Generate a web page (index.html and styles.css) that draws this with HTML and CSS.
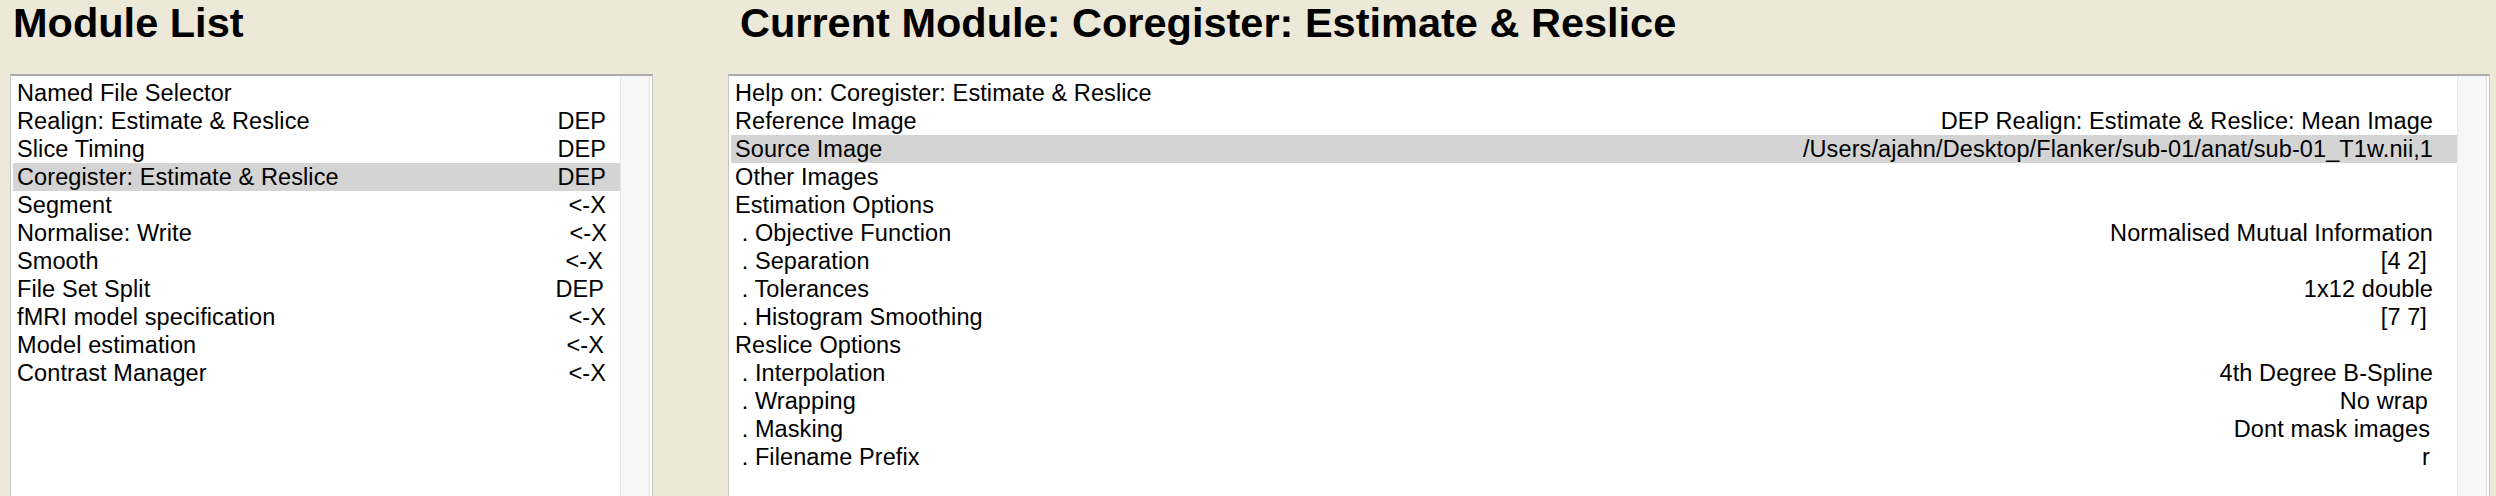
FILE: index.html
```html
<!DOCTYPE html>
<html lang="en">
<head>
<meta charset="utf-8">
<title>Batch Editor</title>
<link rel="stylesheet" href="styles.css">
</head>
<body>
<div class="app">
  <section class="col">
    <h1 class="title title-left">Module List</h1>
    <div class="box">
      <ul class="list list-left">
        <li class="row"><span>Named File Selector</span><span></span></li>
        <li class="row"><span>Realign: Estimate &amp; Reslice</span><span>DEP</span></li>
        <li class="row"><span>Slice Timing</span><span>DEP</span></li>
        <li class="row sel"><span>Coregister: Estimate &amp; Reslice</span><span>DEP</span></li>
        <li class="row"><span>Segment</span><span>&lt;-X</span></li>
        <li class="row"><span>Normalise: Write</span><span class="push">&lt;-X</span></li>
        <li class="row"><span>Smooth</span><span class="pad5">&lt;-X</span></li>
        <li class="row"><span>File Set Split</span><span class="pad2">DEP</span></li>
        <li class="row"><span>fMRI model specification</span><span>&lt;-X</span></li>
        <li class="row"><span>Model estimation</span><span class="pad2">&lt;-X</span></li>
        <li class="row"><span>Contrast Manager</span><span>&lt;-X</span></li>
      </ul>
      <div class="scroll"></div>
    </div>
  </section>
  <section class="col">
    <h1 class="title title-right">Current Module: Coregister: Estimate &amp; Reslice</h1>
    <div class="box">
      <ul class="list list-right">
        <li class="row"><span>Help on: Coregister: Estimate &amp; Reslice</span><span></span></li>
        <li class="row"><span>Reference Image</span><span>DEP Realign: Estimate &amp; Reslice: Mean Image</span></li>
        <li class="row sel"><span>Source Image</span><span>/Users/ajahn/Desktop/Flanker/sub-01/anat/sub-01_T1w.nii,1</span></li>
        <li class="row"><span>Other Images</span><span></span></li>
        <li class="row"><span>Estimation Options</span><span></span></li>
        <li class="row"><span>&nbsp;. Objective Function</span><span class="pad4">Normalised Mutual Information</span></li>
        <li class="row"><span>&nbsp;. Separation</span><span class="pad8">[4 2]</span></li>
        <li class="row"><span>&nbsp;. Tolerances</span><span class="pad4">1x12 double</span></li>
        <li class="row"><span>&nbsp;. Histogram Smoothing</span><span class="pad8">[7 7]</span></li>
        <li class="row"><span>Reslice Options</span><span></span></li>
        <li class="row"><span>&nbsp;. Interpolation</span><span class="pad4">4th Degree B-Spline</span></li>
        <li class="row"><span>&nbsp;. Wrapping</span><span class="pad7">No wrap</span></li>
        <li class="row"><span>&nbsp;. Masking</span><span class="pad5">Dont mask images</span></li>
        <li class="row"><span>&nbsp;. Filename Prefix</span><span class="pad5">r</span></li>
      </ul>
      <div class="scroll"></div>
    </div>
  </section>
</div>
</body>
</html>
```

FILE: styles.css
```css
html, body {
  margin: 0;
  padding: 0;
  height: 496px;
  overflow: hidden;
  background: #ece9d8;
}

.app {
  display: grid;
  grid-template-columns: 643px 1762px;
  column-gap: 75px;
  padding-left: 10px;
  font-family: "Liberation Sans", Arial, sans-serif;
  color: #000;
}

.col {
  display: flex;
  flex-direction: column;
}

.title {
  margin: 0;
  height: 74px;
  padding-top: 0;
  box-sizing: border-box;
  font-size: 41.5px;
  font-weight: bold;
  line-height: 46px;
  white-space: nowrap;
}

.title-left { padding-left: 3px; }
.title-right { padding-left: 12px; }

.box {
  display: flex;
  height: 440px;
  background: #fff;
  border-top: 2px solid #acacac;
  border-left: 1px solid #c6c6c6;
  border-right: 1px solid #c6c6c6;
}

.list {
  flex: 1;
  list-style: none;
  margin: 0;
  padding: 3px 0 0 2px;
}

.row {
  display: flex;
  justify-content: space-between;
  height: 28px;
  line-height: 28px;
  font-size: 23.5px;
  letter-spacing: 0.1px;
  white-space: nowrap;
  padding-left: 4px;
}

.list-left .row { padding-right: 14px; }
.list-right .row { padding-right: 24px; }

.row.sel { background: #d4d4d4; }

.push { margin-right: -1px; }
.pad2 { margin-right: 2px; }
.pad4 { margin-right: 0; }
.pad5 { margin-right: 3px; }
.pad7 { margin-right: 5px; }
.pad8 { margin-right: 6px; }

.scroll {
  width: 28px;
  margin-right: 2px;
  background: #f6f6f6;
  border-left: 1px solid #e9e9e9;
  border-right: 1px solid #e0e0e0;
}
```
★ ★ ★ ★
WORK REQUIRED>
Skip the pictures, then retype every line above exactly.

RESULT FOR THIS TASK>
Generate a web page (index.html and styles.css) that draws this with HTML and CSS.
FILE: index.html
```html
<!DOCTYPE html>
<html lang="en">
<head>
<meta charset="utf-8">
<title>Batch Editor</title>
<link rel="stylesheet" href="styles.css">
</head>
<body>
<div class="app">
  <section class="col">
    <h1 class="title title-left">Module List</h1>
    <div class="box">
      <ul class="list list-left">
        <li class="row"><span>Named File Selector</span><span></span></li>
        <li class="row"><span>Realign: Estimate &amp; Reslice</span><span>DEP</span></li>
        <li class="row"><span>Slice Timing</span><span>DEP</span></li>
        <li class="row sel"><span>Coregister: Estimate &amp; Reslice</span><span>DEP</span></li>
        <li class="row"><span>Segment</span><span>&lt;-X</span></li>
        <li class="row"><span>Normalise: Write</span><span class="push">&lt;-X</span></li>
        <li class="row"><span>Smooth</span><span class="pad5">&lt;-X</span></li>
        <li class="row"><span>File Set Split</span><span class="pad2">DEP</span></li>
        <li class="row"><span>fMRI model specification</span><span>&lt;-X</span></li>
        <li class="row"><span>Model estimation</span><span class="pad2">&lt;-X</span></li>
        <li class="row"><span>Contrast Manager</span><span>&lt;-X</span></li>
      </ul>
      <div class="scroll"></div>
    </div>
  </section>
  <section class="col">
    <h1 class="title title-right">Current Module: Coregister: Estimate &amp; Reslice</h1>
    <div class="box">
      <ul class="list list-right">
        <li class="row"><span>Help on: Coregister: Estimate &amp; Reslice</span><span></span></li>
        <li class="row"><span>Reference Image</span><span>DEP Realign: Estimate &amp; Reslice: Mean Image</span></li>
        <li class="row sel"><span>Source Image</span><span>/Users/ajahn/Desktop/Flanker/sub-01/anat/sub-01_T1w.nii,1</span></li>
        <li class="row"><span>Other Images</span><span></span></li>
        <li class="row"><span>Estimation Options</span><span></span></li>
        <li class="row"><span>&nbsp;. Objective Function</span><span class="pad4">Normalised Mutual Information</span></li>
        <li class="row"><span>&nbsp;. Separation</span><span class="pad8">[4 2]</span></li>
        <li class="row"><span>&nbsp;. Tolerances</span><span class="pad4">1x12 double</span></li>
        <li class="row"><span>&nbsp;. Histogram Smoothing</span><span class="pad8">[7 7]</span></li>
        <li class="row"><span>Reslice Options</span><span></span></li>
        <li class="row"><span>&nbsp;. Interpolation</span><span class="pad4">4th Degree B-Spline</span></li>
        <li class="row"><span>&nbsp;. Wrapping</span><span class="pad7">No wrap</span></li>
        <li class="row"><span>&nbsp;. Masking</span><span class="pad5">Dont mask images</span></li>
        <li class="row"><span>&nbsp;. Filename Prefix</span><span class="pad5">r</span></li>
      </ul>
      <div class="scroll"></div>
    </div>
  </section>
</div>
</body>
</html>
```

FILE: styles.css
```css
html, body {
  margin: 0;
  padding: 0;
  height: 496px;
  overflow: hidden;
  background: #ece9d8;
}

.app {
  display: grid;
  grid-template-columns: 643px 1762px;
  column-gap: 75px;
  padding-left: 10px;
  font-family: "Liberation Sans", Arial, sans-serif;
  color: #000;
}

.col {
  display: flex;
  flex-direction: column;
}

.title {
  margin: 0;
  height: 74px;
  padding-top: 0;
  box-sizing: border-box;
  font-size: 41.5px;
  font-weight: bold;
  line-height: 46px;
  white-space: nowrap;
}

.title-left { padding-left: 3px; }
.title-right { padding-left: 12px; }

.box {
  display: flex;
  height: 440px;
  background: #fff;
  border-top: 2px solid #acacac;
  border-left: 1px solid #c6c6c6;
  border-right: 1px solid #c6c6c6;
}

.list {
  flex: 1;
  list-style: none;
  margin: 0;
  padding: 3px 0 0 2px;
}

.row {
  display: flex;
  justify-content: space-between;
  height: 28px;
  line-height: 28px;
  font-size: 23.5px;
  letter-spacing: 0.1px;
  white-space: nowrap;
  padding-left: 4px;
}

.list-left .row { padding-right: 14px; }
.list-right .row { padding-right: 24px; }

.row.sel { background: #d4d4d4; }

.push { margin-right: -1px; }
.pad2 { margin-right: 2px; }
.pad4 { margin-right: 0; }
.pad5 { margin-right: 3px; }
.pad7 { margin-right: 5px; }
.pad8 { margin-right: 6px; }

.scroll {
  width: 28px;
  margin-right: 2px;
  background: #f6f6f6;
  border-left: 1px solid #e9e9e9;
  border-right: 1px solid #e0e0e0;
}
```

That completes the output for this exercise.